Meet the new applicants
After students, it is the turn of the teaching faculty to immigrate abroad. Gurpinder Singh Samra, principal of Lyallpur Khalsa College, Jalandhar, says most young assistant professors hired by the college in the last few years have taken NOC from the college for applying for Permanent Residency in another country. “All of them intend to take up a two-year course abroad to match their standards, acquire a job and ultimately settle there with their families. If this trend goes on, I can foresee that it is going to become difficult for me to get a good new teacher for the college in two years’ time. And there will soon come a time when there only will be the elderly in Punjab.”
Not just professors, even bank managers are common new applicants for IELTS courses and Canadian visa. “Shunning the status that they hold here, they are ready to restart their lives in Canada even if they have to work as clerks in their banks,” says Bikram Singh Rana, an immigration consultant.
Brexit effect: UK is hot again
According to some immigration firms, the UK has once again started giving admissions to Indian students in its universities. “About 100 universities in the country have opened admissions for Indian students. At our centre, we assist the students in preparing documents and readying them for Skype interviews. We have been able to send quite a few students to the three UK universities we are working with,” says Gundeep Singh who has been in the business for 18 years.
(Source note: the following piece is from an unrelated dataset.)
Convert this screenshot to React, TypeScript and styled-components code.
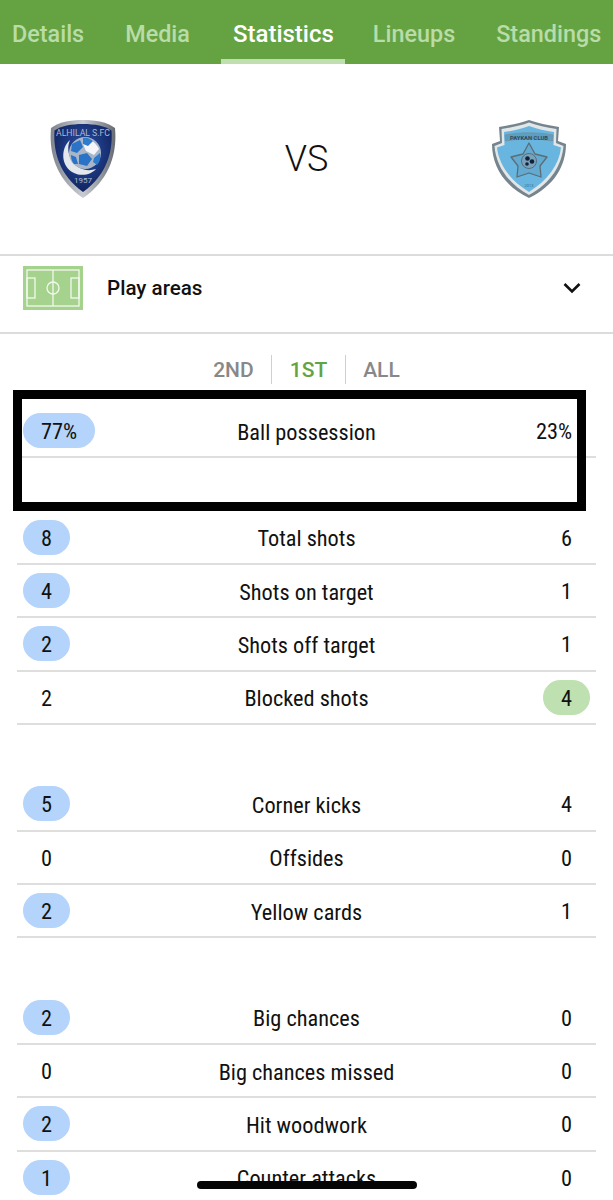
import React from "react";
import styled, { createGlobalStyle } from "styled-components";

const Global = createGlobalStyle`
  html, body { margin: 0; padding: 0; background: #fff; }
  body { font-family: Roboto, "Liberation Sans", sans-serif; color: #111; }
  #root { width: 613px; height: 1200px; overflow: hidden; position: relative; }
`;

const Tabs = styled.nav`
  height: 64px;
  background: #65a342;
  display: flex;
  gap: 20px;
  padding-left: 1.5px;
  box-sizing: border-box;
`;
const Tab = styled.div<{ $active?: boolean }>`
  padding: 8px ${(p) => (p.$active ? "11.5px" : "10.5px")} 0;
  margin: 0 ${(p) => (p.$active ? "-3px 0 1px" : "0")};
  height: 64px;
  box-sizing: border-box;
  display: flex;
  align-items: center;
  font-size: ${(p) => (p.$active ? "24px" : "23.4px")};
  font-weight: 500;
  font-stretch: 90%;
  white-space: nowrap;
  color: ${(p) => (p.$active ? "#ffffff" : "#b9dcA8")};
  border-bottom: 5px solid ${(p) => (p.$active ? "#c0deb0" : "transparent")};
`;
const Match = styled.section`
  height: 190px;
  display: grid;
  grid-template-columns: 1fr auto 1fr;
  align-items: center;
  padding: 0 47px;
  box-sizing: border-box;
`;
const Versus = styled.div`
  font-size: 36px;
  font-weight: 300;
  color: #111;
`;
const Shield = styled.svg<{ $side: "home" | "away"; $w: number }>`
  width: ${(p) => p.$w}px;
  height: 78px;
  display: block;
  justify-self: ${(p) => (p.$side === "home" ? "start" : "end")};
  margin-left: ${(p) => (p.$side === "home" ? "3px" : "0")};
`;
const Areas = styled.section`
  height: 80px;
  border-top: 2px solid #dcdcdc;
  border-bottom: 2px solid #dcdcdc;
  box-sizing: border-box;
  display: flex;
  align-items: center;
  padding: 0 32px 12px 23px;
`;
const AreasLabel = styled.div`
  margin-left: 24px;
  flex: 1;
  font-size: 20.6px;
  font-weight: 500;
  font-stretch: 90%;
  color: #111;
`;
const Periods = styled.div`
  height: 71px;
  display: flex;
  justify-content: center;
  align-items: center;
  box-sizing: border-box;
`;
const Period = styled.div<{ $active?: boolean; $divided?: boolean }>`
  font-size: 21px;
  font-weight: 500;
  font-stretch: 90%;
  line-height: 31px;
  height: 29px;
  padding: 0 17.5px;
  color: ${(p) => (p.$active ? "#64a342" : "#888888")};
  border-left: ${(p) => (p.$divided ? "1px solid #cfcfcf" : "none")};
`;
const Stats = styled.div`
  display: flex;
  flex-direction: column;
  padding: 0 17px;
`;
const Group = styled.div`
  margin-bottom: 53.33px;
`;
const Row = styled.div`
  height: 53.33px;
  box-sizing: border-box;
  border-bottom: 2px solid #dedede;
  display: grid;
  grid-template-columns: 1fr auto 1fr;
  align-items: center;
  padding: 0 6px;
`;
const BlankRow = styled.div`
  height: 53.33px;
`;
const Label = styled.div`
  font-size: 22.3px;
  font-stretch: 75%;
  line-height: 27px;
  padding-top: 3px;
  color: #111;
  text-align: center;
  white-space: nowrap;
`;
const Value = styled.div<{ $side: "home" | "away"; $hue?: "blue" | "green" }>`
  justify-self: ${(p) => (p.$side === "home" ? "start" : "end")};
  height: 35px;
  line-height: 37px;
  min-width: 47px;
  box-sizing: border-box;
  padding: 0 18px;
  border-radius: 17.5px;
  text-align: center;
  font-size: 22.3px;
  font-stretch: 75%;
  color: #111;
  background: ${(p) =>
    p.$hue === "blue" ? "#b4d4fb" : p.$hue === "green" ? "#bfe0b0" : "transparent"};
`;
const Callout = styled.div`
  position: absolute;
  left: 13px;
  top: 390px;
  width: 573px;
  height: 121px;
  box-sizing: border-box;
  border: 9px solid #000;
`;
const HomeBar = styled.div`
  position: absolute;
  left: 197px;
  top: 1181px;
  width: 220px;
  height: 8px;
  border-radius: 4px;
  background: #050505;
`;

const HilalLogo = () => (
  <Shield $side="home" $w={68} viewBox="0 0 68 78" aria-hidden>
    <defs>
      <linearGradient id="hSilver" x1="0" y1="0" x2="1" y2="0">
        <stop offset="0" stopColor="#7f838c" />
        <stop offset=".5" stopColor="#c9ccd2" />
        <stop offset="1" stopColor="#666a73" />
      </linearGradient>
      <radialGradient id="hNavy" cx=".5" cy=".4" r=".7">
        <stop offset="0" stopColor="#2a54ac" />
        <stop offset="1" stopColor="#0d1a50" />
      </radialGradient>
    </defs>
    <path d="M33 0C46 0 57 2 65 8C67 30 62 58 33 78C4 58 -1 30 1 8C9 2 20 0 33 0Z" fill="url(#hSilver)" />
    <path d="M33 4C45 4 55 6 61.500 10.500C63 31 57 55 33 72C9 55 3 31 4.500 10.500C11 6 21 4 33 4Z" fill="url(#hNavy)" />
    <text x="33" y="16" textAnchor="middle" fontFamily="Roboto, sans-serif" fontSize="8.500" fill="#aeb8d2" textLength="54" lengthAdjust="spacingAndGlyphs">ALHILAL S.FC</text>
    <path d="M20 20C10 29 11 47 24 53C32 57 42 54 46 49C37 52 27 49 22 41C18 34 17 27 20 20Z" fill="#e4e7ec" />
    <circle cx="35" cy="33" r="16" fill="#a9b6c8" />
    <path d="M35 18C41 19 46 23 49 29L44 35L36 31L33 24Z" fill="#f4f6f9" />
    <path d="M22 24L30 20L33 27L27 33L21 31Z" fill="#2a73c6" />
    <path d="M29 35L37 33L42 39L37 46L29 44Z" fill="#2a73c6" />
    <path d="M44 38L50 33C51 38 50 42 47 45L43 42Z" fill="#2f7ccc" />
    <path d="M33 18C38 17 40 19 43 21L38 26L33 24Z" fill="#2f7ccc" />
    <path d="M21 35L26 37L28 44L24 44C22 42 21 39 21 35Z" fill="#2a73c6" />
    <text x="33" y="63" textAnchor="middle" fontFamily="Roboto, sans-serif" fontSize="6.500" fill="#b4bccd" textLength="18" lengthAdjust="spacingAndGlyphs">1957</text>
  </Shield>
);

const PaykanLogo = () => (
  <Shield $side="away" $w={74} viewBox="0 0 74 78" aria-hidden>
    <path d="M37 0C45 3 56 5 67 7L66 21L74 24C74 46 62 66 37 78C12 66 0 46 0 24L8 21L7 7C18 5 29 3 37 0Z" fill="#76848d" />
    <path d="M37 2.500C45 5.500 54 7.500 64.500 9L64 23L71.500 26C70 45 59 63 37 75C15 63 4 45 2.500 26L10 23L9.500 9C20 7.500 29 5.500 37 2.500Z" fill="#e1e6e8" />
    <path d="M37 6C45 9 54 11 62 12L61.500 25L69 27.500C67 45 56 60 37 72C18 60 7 45 5 27.500L12.500 25L12 12C20 11 29 9 37 6Z" fill="#68b6e0" />
    <path d="M13 15C28 12 46 12 61 15L60.500 21C46 18.500 28 18.500 13.500 21Z" fill="#5c9fc4" stroke="#7a8c97" strokeWidth=".7" />
    <text x="37" y="19.500" textAnchor="middle" fontFamily="Roboto, sans-serif" fontSize="5.500" fontWeight="700" fill="#33485a" textLength="38" lengthAdjust="spacingAndGlyphs">PAYKAN CLUB</text>
    <path d="M37 23L43 34L55 37L48 46L49 57L37 53L25 57L26 46L19 37L31 34Z" fill="#64a9cf" stroke="#5a6d79" strokeWidth="1.300" strokeLinejoin="round" />
    <circle cx="37" cy="41" r="7.500" fill="#7aa3bb" stroke="#4c6170" strokeWidth=".8" />
    <circle cx="35.500" cy="38.500" r="2.300" fill="#10223a" />
    <circle cx="40" cy="41.500" r="2.300" fill="#10223a" />
    <circle cx="35" cy="44" r="1.800" fill="#10223a" />
    <text x="37" y="67" textAnchor="middle" fontFamily="Roboto, sans-serif" fontSize="4" fill="#3e6a85">2013</text>
  </Shield>
);

const PitchIcon = () => (
  <svg width="60" height="44" viewBox="0 0 60 44" aria-hidden style={{ flex: "none", display: "block" }}>
    <rect width="60" height="44" fill="#a5d28d" />
    <g fill="none" stroke="#f3f9ee" strokeWidth="1.300">
      <rect x="4" y="4" width="52" height="36" />
      <line x1="30" y1="4" x2="30" y2="40" />
      <circle cx="30" cy="22" r="6" />
      <rect x="4" y="12" width="8" height="20" />
      <rect x="48" y="12" width="8" height="20" />
    </g>
  </svg>
);

const Chevron = () => (
  <svg width="18" height="12" viewBox="0 0 18 12" aria-hidden style={{ display: "block" }}>
    <path d="M1.500 2L9 9.500L16.500 2" fill="none" stroke="#111" strokeWidth="2.600" />
  </svg>
);

type Stat = { label: string; home: string; away: string; win?: "home" | "away" };

const groups: (Stat | null)[][] = [
  [
    { label: "Ball possession", home: "77%", away: "23%", win: "home" },
    null,
    { label: "Total shots", home: "8", away: "6", win: "home" },
    { label: "Shots on target", home: "4", away: "1", win: "home" },
    { label: "Shots off target", home: "2", away: "1", win: "home" },
    { label: "Blocked shots", home: "2", away: "4", win: "away" },
  ],
  [
    { label: "Corner kicks", home: "5", away: "4", win: "home" },
    { label: "Offsides", home: "0", away: "0" },
    { label: "Yellow cards", home: "2", away: "1", win: "home" },
  ],
  [
    { label: "Big chances", home: "2", away: "0", win: "home" },
    { label: "Big chances missed", home: "0", away: "0" },
    { label: "Hit woodwork", home: "2", away: "0", win: "home" },
    { label: "Counter attacks", home: "1", away: "0", win: "home" },
  ],
];

export default function App() {
  return (
    <>
      <Global />
      <Tabs>
        <Tab>Details</Tab>
        <Tab>Media</Tab>
        <Tab $active>Statistics</Tab>
        <Tab>Lineups</Tab>
        <Tab>Standings</Tab>
      </Tabs>
      <Match>
        <HilalLogo />
        <Versus>VS</Versus>
        <PaykanLogo />
      </Match>
      <Areas>
        <PitchIcon />
        <AreasLabel>Play areas</AreasLabel>
        <Chevron />
      </Areas>
      <Periods>
        <Period>2ND</Period>
        <Period $active $divided>1ST</Period>
        <Period $divided>ALL</Period>
      </Periods>
      <Stats>
        {groups.map((g, i) => (
          <Group key={i}>
            {g.map((s, j) =>
              s ? (
                <Row key={j}>
                  <Value $side="home" $hue={s.win === "home" ? "blue" : undefined}>{s.home}</Value>
                  <Label>{s.label}</Label>
                  <Value $side="away" $hue={s.win === "away" ? "green" : undefined}>{s.away}</Value>
                </Row>
              ) : (
                <BlankRow key={j} />
              )
            )}
          </Group>
        ))}
      </Stats>
      <Callout />
      <HomeBar />
    </>
  );
}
He says England was a preferred destination earlier too. “But, in 2012, the UK government shut down many colleges labelling them as fake as they were not meeting the norms.” Following that, the students had to come back and Gundeep quit the profession. However, when he got to know that the UK government is once again keen on Indian students, especially in the wake of Britain’s impending exit from the European Union, he restarted his firm. “In the last one year, I have been able to send 100-odd students to England. A few of them have even got scholarships on the basis of their sports achievements here,” he says.